Enfin, les plateformes ont un devoir d’information et de transparence envers les consommateurs. Elles doivent notamment :
- Indiquer clairement si le vendeur est un professionnel ou un particulier
- Afficher les garanties et protections offertes
- Informer sur les risques de fraudes et les précautions à prendre
Le respect de ces obligations de vigilance et de prévention est apprécié par le juge en cas de litige. Les plateformes qui peuvent démontrer avoir mis en œuvre des mesures efficaces limitent leur responsabilité en cas de fraude.
Les recours des victimes de fraudes sur les plateformes de e-commerce
Les victimes de fraudes sur les plateformes de commerce en ligne disposent de plusieurs voies de recours pour obtenir réparation. Le choix du recours dépend de la nature de la fraude et des circonstances de l’affaire.
Le premier réflexe est souvent de contacter le service client de la plateforme. De nombreuses plateformes proposent des garanties ou des assurances qui peuvent couvrir certaines fraudes. Il est important de conserver toutes les preuves (échanges de messages, captures d’écran) pour étayer sa demande.
Si la plateforme refuse d’intervenir, la victime peut envisager un recours amiable via un médiateur de la consommation. Ce processus gratuit et rapide peut permettre de trouver une solution sans aller en justice. De nombreuses plateformes adhèrent à des services de médiation spécialisés dans le e-commerce.
En cas d’échec de la médiation, la victime peut engager une action en justice civile. Elle peut assigner :
- Le vendeur fraudeur, s’il est identifiable
- La plateforme, si sa responsabilité peut être engagée
- Les deux conjointement, dans certains cas
Le choix de la juridiction dépend du montant du litige. Pour les petits litiges, la saisine du juge de proximité est une option simple et peu coûteuse. Pour les litiges plus importants, il faudra saisir le tribunal judiciaire.

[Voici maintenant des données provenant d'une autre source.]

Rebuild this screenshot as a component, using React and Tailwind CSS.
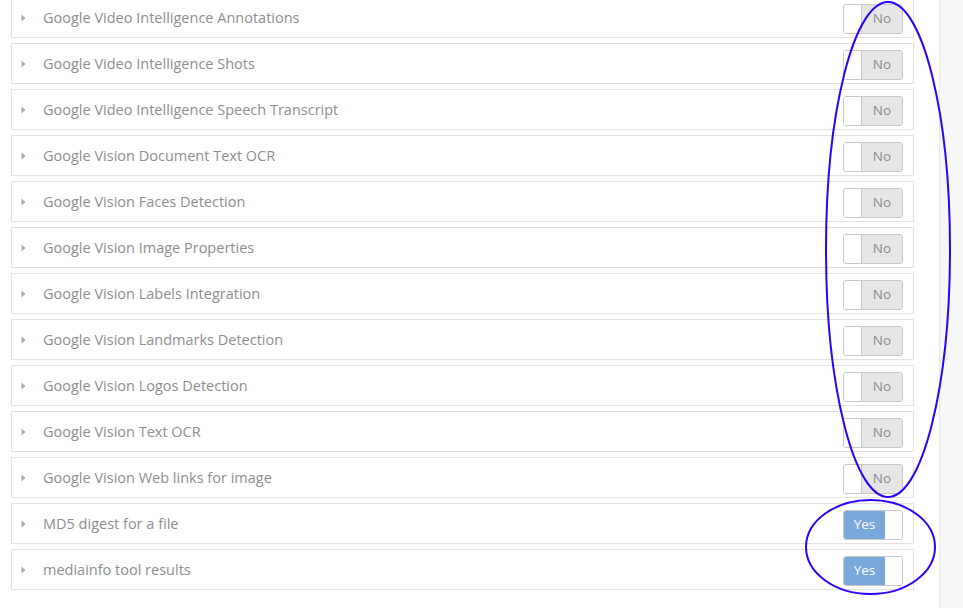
import React from 'react';

const plugins = [
    { name: 'Google Video Intelligence Annotations', on: false },
    { name: 'Google Video Intelligence Shots', on: false },
    { name: 'Google Video Intelligence Speech Transcript', on: false },
    { name: 'Google Vision Document Text OCR', on: false },
    { name: 'Google Vision Faces Detection', on: false },
    { name: 'Google Vision Image Properties', on: false },
    { name: 'Google Vision Labels Integration', on: false },
    { name: 'Google Vision Landmarks Detection', on: false },
    { name: 'Google Vision Logos Detection', on: false },
    { name: 'Google Vision Text OCR', on: false },
    { name: 'Google Vision Web links for image', on: false },
    { name: 'MD5 digest for a file', on: true },
    { name: 'mediainfo tool results', on: true },
];

const Toggle = ({ on }) => {
    if (on) {
        return (
            <div className="flex h-[30px] w-[60px] overflow-hidden rounded-[3px] border border-[#c8c8c8]">
                <div className="flex w-[41px] items-center justify-center bg-[#79a8db] text-[13.5px] text-white">Yes</div>
                <div className="flex-1 bg-white"></div>
            </div>
        );
    }
    return (
        <div className="flex h-[30px] w-[60px] overflow-hidden rounded-[3px] border border-[#c8c8c8]">
            <div className="w-[18px] bg-white border-r border-[#c8c8c8]"></div>
            <div className="flex flex-1 items-center justify-center bg-[#e6e6e6] text-[13.5px] text-[#8c8c8c]">No</div>
        </div>
    );
};

const App = () => {
    return (
        <div className="relative flex h-[608px] w-[963px] overflow-hidden bg-white font-['Open_Sans',sans-serif]">
            <main className="w-[940px] border-r border-[#e8e8e8] pl-[11px] pr-[25px]">
                <div className="-mt-[3px] flex flex-col gap-[5px]">
                    {plugins.map((p) => (
                        <div key={p.name} className="flex h-[41px] items-center border border-[#e2e2e2] bg-white pl-[9px] pr-[10px]">
                            <svg width="5" height="8" viewBox="0 0 5 8" className="shrink-0">
                                <path d="M0.5 0.5 L4.5 4 L0.5 7.5 Z" fill="#a8a8a8" />
                            </svg>
                            <span className="ml-[17px] flex-1 text-[14.5px] text-[#8e8e8e]">{p.name}</span>
                            <div className="mt-[2px]">
                                <Toggle on={p.on} />
                            </div>
                        </div>
                    ))}
                </div>
            </main>
            <aside className="flex-1 bg-[#f7f7f7]"></aside>

            {/* annotation ellipses drawn over the page */}
            <svg className="pointer-events-none absolute left-0 top-0" width="963" height="608">
                <ellipse cx="888" cy="249.5" rx="62" ry="247.5" fill="none" stroke="#2f00ff" strokeWidth="2" />
                <ellipse cx="870.5" cy="547" rx="64.5" ry="47" fill="none" stroke="#2f00ff" strokeWidth="2" />
            </svg>
        </div>
    );
};

export default App;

Dans certains cas, notamment pour les escroqueries caractérisées, la victime peut déposer une plainte pénale. Cette voie permet de bénéficier de l’enquête des services de police ou de gendarmerie pour identifier les fraudeurs. La plateforme peut être mise en cause pour complicité si elle a sciemment laissé se développer des activités frauduleuses.
Les victimes peuvent aussi se regrouper en action collective lorsque de nombreux consommateurs sont touchés par une même fraude. Cette procédure, encore peu utilisée en France, peut être efficace pour faire pression sur les plateformes.
Enfin, il ne faut pas négliger les recours auprès des autorités de contrôle comme la DGCCRF (Direction générale de la concurrence, de la consommation et de la répression des fraudes). Ces signalements, même s’ils n’aboutissent pas directement à une indemnisation, permettent de lutter contre les fraudes systémiques.
Vers un renforcement de la responsabilité des plateformes ?
La question de la responsabilité des plateformes de e-commerce en cas de fraudes fait l’objet de débats intenses, tant au niveau national qu’européen. La tendance générale est à un renforcement progressif des obligations des plateformes, sous la pression des consommateurs et des régulateurs.
Le Digital Services Act (DSA), adopté par l’Union européenne en 2022, marque une étape importante. Ce règlement impose de nouvelles obligations aux plateformes en matière de lutte contre les contenus illicites, dont les fraudes. Les grandes plateformes devront notamment :
- Evaluer et atténuer les risques systémiques liés à leurs services
- Se soumettre à des audits indépendants
- Partager des données avec les autorités et les chercheurs
En France, plusieurs propositions de loi visent à renforcer la responsabilité des plateformes. Certains parlementaires souhaitent instaurer une responsabilité solidaire entre la plateforme et le vendeur en cas de fraude. D’autres proposent de créer un délit d’aide à la fraude en ligne pour sanctionner les plateformes négligentes.
La jurisprudence joue également un rôle moteur dans l’évolution de la responsabilité des plateformes. Les tribunaux tendent à considérer que les grandes plateformes ne peuvent se contenter d’un rôle passif. Ils exigent des mesures proactives de lutte contre les fraudes, sous peine d’engager leur responsabilité.
Ce renforcement de la responsabilité soulève des questions complexes :
- Comment concilier la protection des consommateurs et la liberté d’entreprendre ?
- Quel équilibre entre la responsabilité des plateformes et celle des vendeurs ?
- Comment adapter le droit aux évolutions technologiques rapides ?
Les réponses à ces questions façonneront l’avenir du e-commerce. Un équilibre devra être trouvé entre la nécessaire protection des consommateurs et le maintien d’un environnement favorable à l’innovation et au développement économique.
En définitive, la responsabilité des plateformes de e-commerce en cas de fraudes est un sujet en constante évolution. Les plateformes devront s’adapter à un cadre juridique plus exigeant, tout en développant des solutions technologiques innovantes pour lutter contre les fraudes. Cette évolution est nécessaire pour maintenir la confiance des consommateurs, indispensable au développement pérenne du commerce en ligne.